## Start

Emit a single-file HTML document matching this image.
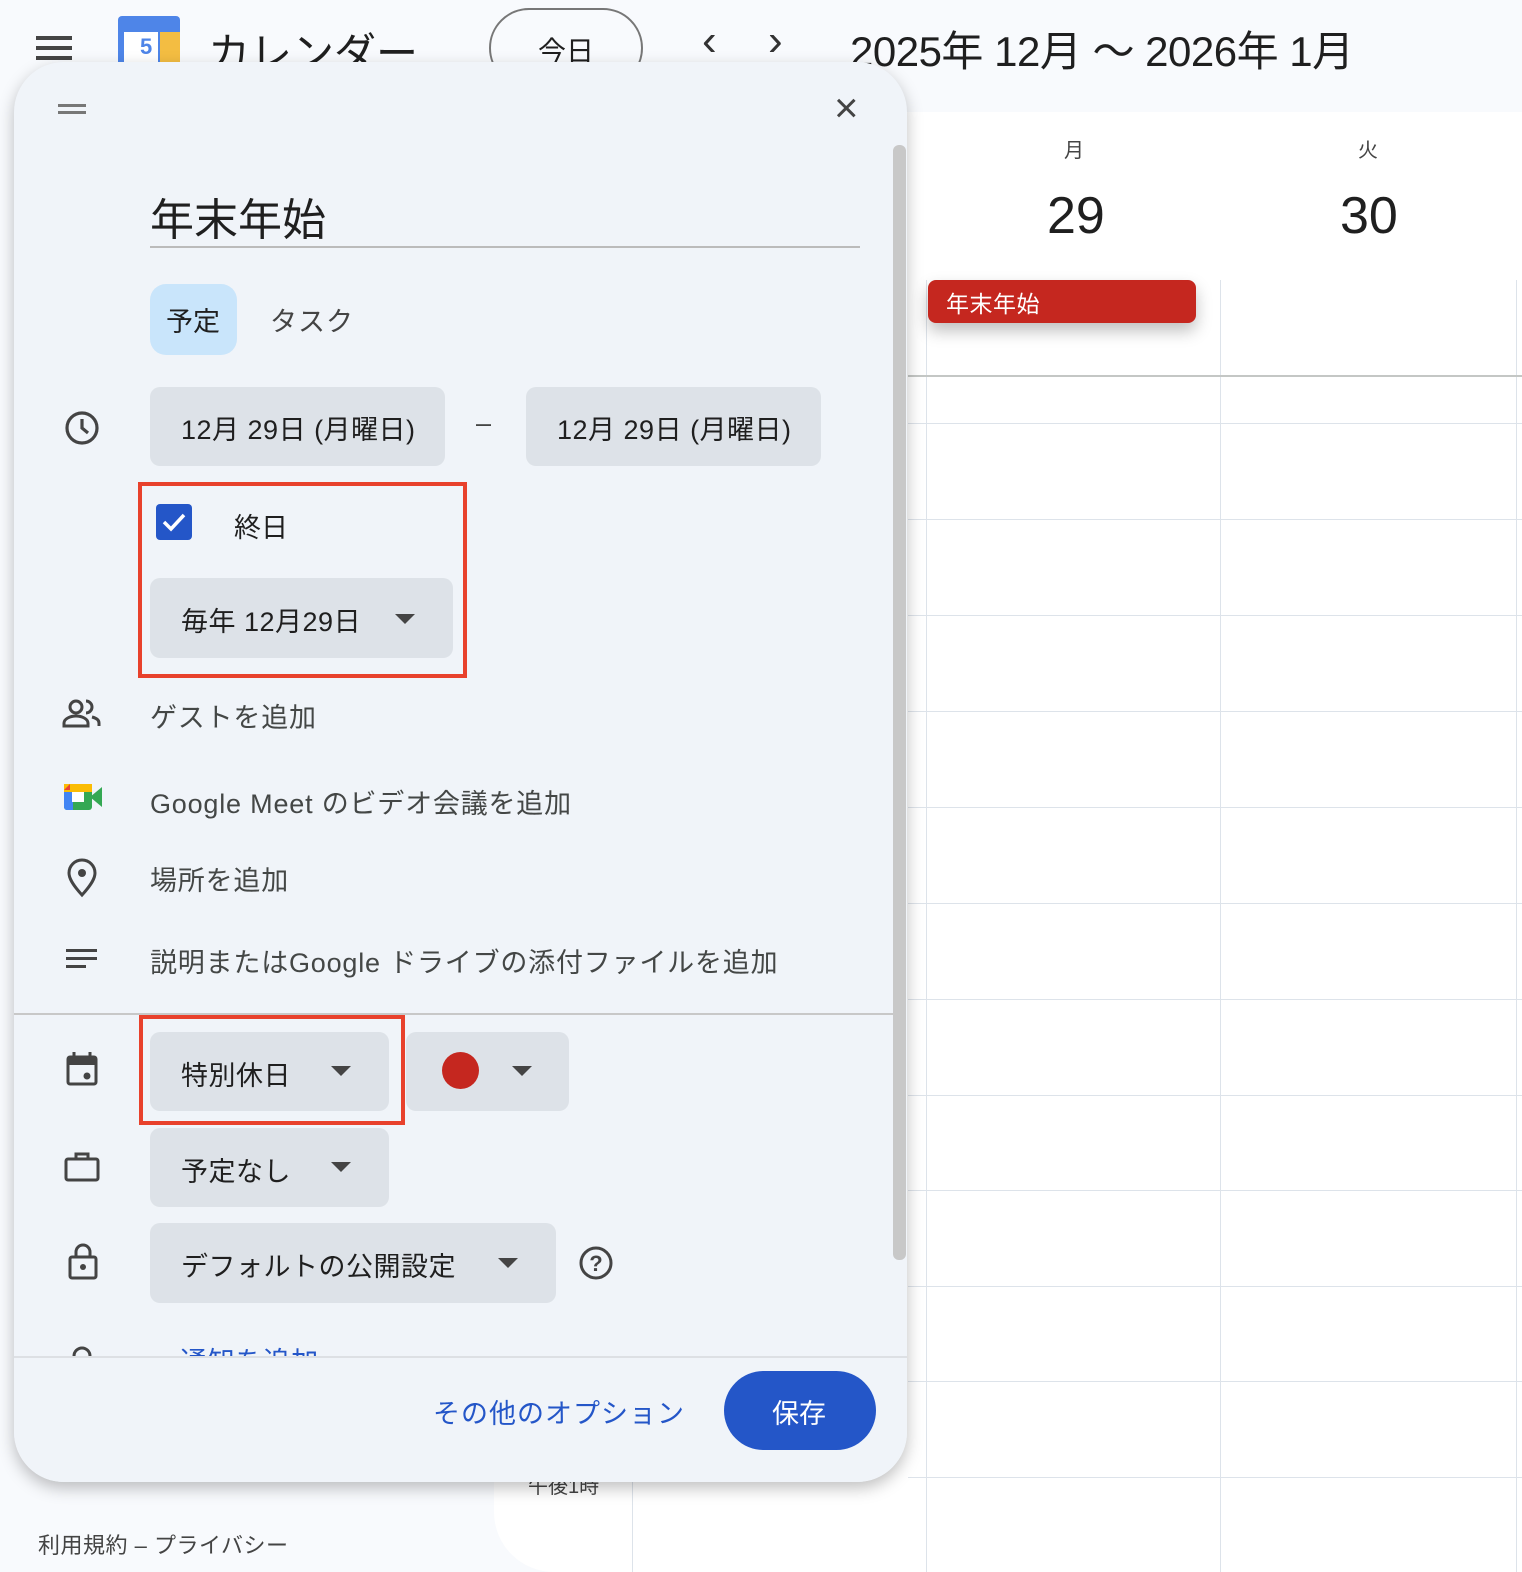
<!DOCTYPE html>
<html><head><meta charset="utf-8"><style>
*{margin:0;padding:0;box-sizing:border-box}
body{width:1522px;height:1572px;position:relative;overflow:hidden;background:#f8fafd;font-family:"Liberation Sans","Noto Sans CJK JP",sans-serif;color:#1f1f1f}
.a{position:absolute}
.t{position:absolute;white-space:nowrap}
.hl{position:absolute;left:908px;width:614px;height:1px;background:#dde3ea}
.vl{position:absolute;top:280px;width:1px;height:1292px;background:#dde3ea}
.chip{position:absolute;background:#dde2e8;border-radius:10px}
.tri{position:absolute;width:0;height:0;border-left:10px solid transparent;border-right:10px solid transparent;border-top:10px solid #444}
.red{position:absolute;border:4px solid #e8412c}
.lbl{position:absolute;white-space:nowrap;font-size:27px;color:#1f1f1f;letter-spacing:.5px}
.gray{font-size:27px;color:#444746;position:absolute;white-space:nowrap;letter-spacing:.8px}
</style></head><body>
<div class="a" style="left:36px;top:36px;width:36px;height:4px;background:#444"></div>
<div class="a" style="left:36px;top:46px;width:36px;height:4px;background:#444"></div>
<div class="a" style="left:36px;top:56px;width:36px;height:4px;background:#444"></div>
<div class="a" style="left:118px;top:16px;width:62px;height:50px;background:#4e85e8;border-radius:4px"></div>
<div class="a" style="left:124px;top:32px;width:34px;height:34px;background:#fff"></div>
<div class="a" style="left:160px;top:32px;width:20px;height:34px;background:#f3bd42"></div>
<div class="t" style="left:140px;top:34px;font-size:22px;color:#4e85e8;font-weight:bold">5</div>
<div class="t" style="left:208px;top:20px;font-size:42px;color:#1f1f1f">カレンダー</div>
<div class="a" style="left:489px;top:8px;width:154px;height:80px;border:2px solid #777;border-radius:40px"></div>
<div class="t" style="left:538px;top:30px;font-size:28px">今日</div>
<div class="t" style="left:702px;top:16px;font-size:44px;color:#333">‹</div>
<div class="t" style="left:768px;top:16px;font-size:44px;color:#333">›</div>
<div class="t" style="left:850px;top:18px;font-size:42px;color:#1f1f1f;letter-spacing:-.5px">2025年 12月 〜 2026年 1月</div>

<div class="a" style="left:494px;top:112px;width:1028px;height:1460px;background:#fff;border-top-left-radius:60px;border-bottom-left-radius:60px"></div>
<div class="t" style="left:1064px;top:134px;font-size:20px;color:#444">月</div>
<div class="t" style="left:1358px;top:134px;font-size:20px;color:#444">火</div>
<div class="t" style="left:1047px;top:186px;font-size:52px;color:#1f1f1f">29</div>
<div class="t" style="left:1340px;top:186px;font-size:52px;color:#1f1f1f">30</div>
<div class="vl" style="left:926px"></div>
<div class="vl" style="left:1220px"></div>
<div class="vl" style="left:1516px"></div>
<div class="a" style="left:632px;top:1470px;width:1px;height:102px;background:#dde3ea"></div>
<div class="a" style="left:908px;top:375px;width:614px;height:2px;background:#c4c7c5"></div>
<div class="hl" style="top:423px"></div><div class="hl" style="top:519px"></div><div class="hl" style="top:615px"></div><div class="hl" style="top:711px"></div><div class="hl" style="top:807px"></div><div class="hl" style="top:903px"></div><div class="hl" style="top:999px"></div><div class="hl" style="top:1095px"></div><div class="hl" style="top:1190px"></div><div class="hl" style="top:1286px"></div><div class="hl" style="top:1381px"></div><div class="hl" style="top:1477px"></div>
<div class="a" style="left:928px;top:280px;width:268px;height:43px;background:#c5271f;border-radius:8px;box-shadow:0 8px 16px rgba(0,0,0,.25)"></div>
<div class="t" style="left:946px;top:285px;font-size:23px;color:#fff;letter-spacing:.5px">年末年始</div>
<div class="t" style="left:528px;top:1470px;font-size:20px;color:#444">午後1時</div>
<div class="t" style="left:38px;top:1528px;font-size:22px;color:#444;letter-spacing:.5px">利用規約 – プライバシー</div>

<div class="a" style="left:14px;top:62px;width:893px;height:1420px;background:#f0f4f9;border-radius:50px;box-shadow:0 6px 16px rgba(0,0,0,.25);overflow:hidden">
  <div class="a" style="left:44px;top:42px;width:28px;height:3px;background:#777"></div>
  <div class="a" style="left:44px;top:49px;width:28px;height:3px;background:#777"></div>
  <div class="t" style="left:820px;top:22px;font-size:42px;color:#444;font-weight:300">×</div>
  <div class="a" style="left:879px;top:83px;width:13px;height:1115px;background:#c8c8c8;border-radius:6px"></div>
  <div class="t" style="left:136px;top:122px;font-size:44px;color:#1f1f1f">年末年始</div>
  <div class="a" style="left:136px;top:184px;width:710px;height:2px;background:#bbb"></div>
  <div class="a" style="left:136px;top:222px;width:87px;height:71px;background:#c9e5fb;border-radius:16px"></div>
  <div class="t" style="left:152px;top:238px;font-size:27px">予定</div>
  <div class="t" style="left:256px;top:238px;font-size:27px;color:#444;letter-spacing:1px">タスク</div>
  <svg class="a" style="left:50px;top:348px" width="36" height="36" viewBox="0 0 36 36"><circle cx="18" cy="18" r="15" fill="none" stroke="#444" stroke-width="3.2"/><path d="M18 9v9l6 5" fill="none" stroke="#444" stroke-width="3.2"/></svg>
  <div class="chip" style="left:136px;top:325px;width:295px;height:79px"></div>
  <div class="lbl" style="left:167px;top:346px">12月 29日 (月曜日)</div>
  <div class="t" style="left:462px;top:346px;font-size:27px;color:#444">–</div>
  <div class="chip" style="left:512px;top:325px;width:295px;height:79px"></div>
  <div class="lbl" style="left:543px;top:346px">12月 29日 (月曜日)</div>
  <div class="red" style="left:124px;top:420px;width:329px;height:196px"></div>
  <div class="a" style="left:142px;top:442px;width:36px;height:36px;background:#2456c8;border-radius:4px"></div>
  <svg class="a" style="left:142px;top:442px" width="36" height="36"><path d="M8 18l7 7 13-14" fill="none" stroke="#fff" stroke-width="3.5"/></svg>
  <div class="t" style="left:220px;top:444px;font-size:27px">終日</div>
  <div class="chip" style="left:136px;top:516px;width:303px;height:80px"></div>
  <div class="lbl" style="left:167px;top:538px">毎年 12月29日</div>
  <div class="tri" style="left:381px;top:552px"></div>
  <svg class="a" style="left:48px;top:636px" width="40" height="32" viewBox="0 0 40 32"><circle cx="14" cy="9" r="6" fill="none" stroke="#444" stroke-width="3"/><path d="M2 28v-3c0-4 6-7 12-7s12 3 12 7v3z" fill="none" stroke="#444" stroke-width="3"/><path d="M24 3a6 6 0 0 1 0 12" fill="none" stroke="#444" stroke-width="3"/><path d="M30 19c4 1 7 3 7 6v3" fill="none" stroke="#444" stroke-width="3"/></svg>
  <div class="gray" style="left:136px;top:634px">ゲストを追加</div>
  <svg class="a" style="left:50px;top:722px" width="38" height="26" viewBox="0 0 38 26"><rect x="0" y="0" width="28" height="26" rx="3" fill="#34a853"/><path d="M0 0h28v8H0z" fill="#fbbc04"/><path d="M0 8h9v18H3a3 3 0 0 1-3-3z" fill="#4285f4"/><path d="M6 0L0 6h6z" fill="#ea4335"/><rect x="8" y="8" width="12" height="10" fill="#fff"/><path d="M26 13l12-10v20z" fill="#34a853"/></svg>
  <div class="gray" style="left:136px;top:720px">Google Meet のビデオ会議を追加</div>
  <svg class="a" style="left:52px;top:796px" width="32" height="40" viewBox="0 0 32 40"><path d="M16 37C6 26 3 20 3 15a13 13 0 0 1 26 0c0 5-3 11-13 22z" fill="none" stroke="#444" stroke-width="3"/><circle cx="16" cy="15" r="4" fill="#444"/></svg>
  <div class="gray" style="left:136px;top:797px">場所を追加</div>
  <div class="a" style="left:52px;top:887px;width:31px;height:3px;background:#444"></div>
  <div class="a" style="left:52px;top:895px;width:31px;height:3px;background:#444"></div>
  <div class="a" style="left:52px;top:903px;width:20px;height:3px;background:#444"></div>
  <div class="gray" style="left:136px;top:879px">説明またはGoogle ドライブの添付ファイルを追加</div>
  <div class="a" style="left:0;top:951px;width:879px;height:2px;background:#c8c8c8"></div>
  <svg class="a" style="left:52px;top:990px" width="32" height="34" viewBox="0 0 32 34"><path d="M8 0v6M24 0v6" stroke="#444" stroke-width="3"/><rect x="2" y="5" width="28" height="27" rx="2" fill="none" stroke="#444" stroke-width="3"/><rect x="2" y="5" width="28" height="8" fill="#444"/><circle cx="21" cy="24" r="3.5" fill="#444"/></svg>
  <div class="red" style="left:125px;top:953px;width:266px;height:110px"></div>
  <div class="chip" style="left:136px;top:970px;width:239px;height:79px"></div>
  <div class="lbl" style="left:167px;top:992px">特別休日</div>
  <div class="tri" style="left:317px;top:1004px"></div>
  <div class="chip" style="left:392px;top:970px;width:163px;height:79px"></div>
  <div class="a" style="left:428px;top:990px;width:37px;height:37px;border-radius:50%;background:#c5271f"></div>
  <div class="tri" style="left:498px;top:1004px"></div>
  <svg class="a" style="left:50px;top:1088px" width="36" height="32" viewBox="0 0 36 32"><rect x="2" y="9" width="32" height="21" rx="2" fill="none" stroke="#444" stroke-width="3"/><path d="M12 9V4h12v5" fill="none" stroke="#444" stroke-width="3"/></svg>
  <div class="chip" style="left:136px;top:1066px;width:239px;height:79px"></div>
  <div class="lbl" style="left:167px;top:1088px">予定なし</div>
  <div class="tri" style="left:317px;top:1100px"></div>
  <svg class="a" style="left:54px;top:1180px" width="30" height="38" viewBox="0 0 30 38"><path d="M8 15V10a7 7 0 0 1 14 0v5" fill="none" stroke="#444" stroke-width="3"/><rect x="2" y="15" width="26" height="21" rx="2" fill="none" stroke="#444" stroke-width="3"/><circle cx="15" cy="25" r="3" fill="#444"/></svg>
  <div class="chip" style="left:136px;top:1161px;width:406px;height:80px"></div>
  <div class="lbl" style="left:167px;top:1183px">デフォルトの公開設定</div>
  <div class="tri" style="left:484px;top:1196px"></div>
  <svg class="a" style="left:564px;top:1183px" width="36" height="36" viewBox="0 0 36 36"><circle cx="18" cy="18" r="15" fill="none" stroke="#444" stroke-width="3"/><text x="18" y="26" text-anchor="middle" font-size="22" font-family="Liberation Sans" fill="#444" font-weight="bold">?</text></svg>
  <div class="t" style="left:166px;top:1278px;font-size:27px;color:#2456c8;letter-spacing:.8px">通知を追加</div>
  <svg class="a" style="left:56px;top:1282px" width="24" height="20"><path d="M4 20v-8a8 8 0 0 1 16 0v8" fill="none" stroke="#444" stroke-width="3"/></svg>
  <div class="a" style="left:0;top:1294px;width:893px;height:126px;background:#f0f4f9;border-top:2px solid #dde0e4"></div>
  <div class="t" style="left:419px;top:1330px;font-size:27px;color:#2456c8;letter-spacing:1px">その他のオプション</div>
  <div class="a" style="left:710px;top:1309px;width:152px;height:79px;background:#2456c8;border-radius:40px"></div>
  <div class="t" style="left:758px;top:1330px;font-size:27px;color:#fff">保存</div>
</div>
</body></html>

## End

**Exercise prompt:**
Set down again, exactly, the lines of the material above from its first line to the one with "12月 〜 2026年 1月</div>", inclusive. Leave the pictures out.

**The response:**
Emit a single-file HTML document matching this image.
<!DOCTYPE html>
<html><head><meta charset="utf-8"><style>
*{margin:0;padding:0;box-sizing:border-box}
body{width:1522px;height:1572px;position:relative;overflow:hidden;background:#f8fafd;font-family:"Liberation Sans","Noto Sans CJK JP",sans-serif;color:#1f1f1f}
.a{position:absolute}
.t{position:absolute;white-space:nowrap}
.hl{position:absolute;left:908px;width:614px;height:1px;background:#dde3ea}
.vl{position:absolute;top:280px;width:1px;height:1292px;background:#dde3ea}
.chip{position:absolute;background:#dde2e8;border-radius:10px}
.tri{position:absolute;width:0;height:0;border-left:10px solid transparent;border-right:10px solid transparent;border-top:10px solid #444}
.red{position:absolute;border:4px solid #e8412c}
.lbl{position:absolute;white-space:nowrap;font-size:27px;color:#1f1f1f;letter-spacing:.5px}
.gray{font-size:27px;color:#444746;position:absolute;white-space:nowrap;letter-spacing:.8px}
</style></head><body>
<div class="a" style="left:36px;top:36px;width:36px;height:4px;background:#444"></div>
<div class="a" style="left:36px;top:46px;width:36px;height:4px;background:#444"></div>
<div class="a" style="left:36px;top:56px;width:36px;height:4px;background:#444"></div>
<div class="a" style="left:118px;top:16px;width:62px;height:50px;background:#4e85e8;border-radius:4px"></div>
<div class="a" style="left:124px;top:32px;width:34px;height:34px;background:#fff"></div>
<div class="a" style="left:160px;top:32px;width:20px;height:34px;background:#f3bd42"></div>
<div class="t" style="left:140px;top:34px;font-size:22px;color:#4e85e8;font-weight:bold">5</div>
<div class="t" style="left:208px;top:20px;font-size:42px;color:#1f1f1f">カレンダー</div>
<div class="a" style="left:489px;top:8px;width:154px;height:80px;border:2px solid #777;border-radius:40px"></div>
<div class="t" style="left:538px;top:30px;font-size:28px">今日</div>
<div class="t" style="left:702px;top:16px;font-size:44px;color:#333">‹</div>
<div class="t" style="left:768px;top:16px;font-size:44px;color:#333">›</div>
<div class="t" style="left:850px;top:18px;font-size:42px;color:#1f1f1f;letter-spacing:-.5px">2025年 12月 〜 2026年 1月</div>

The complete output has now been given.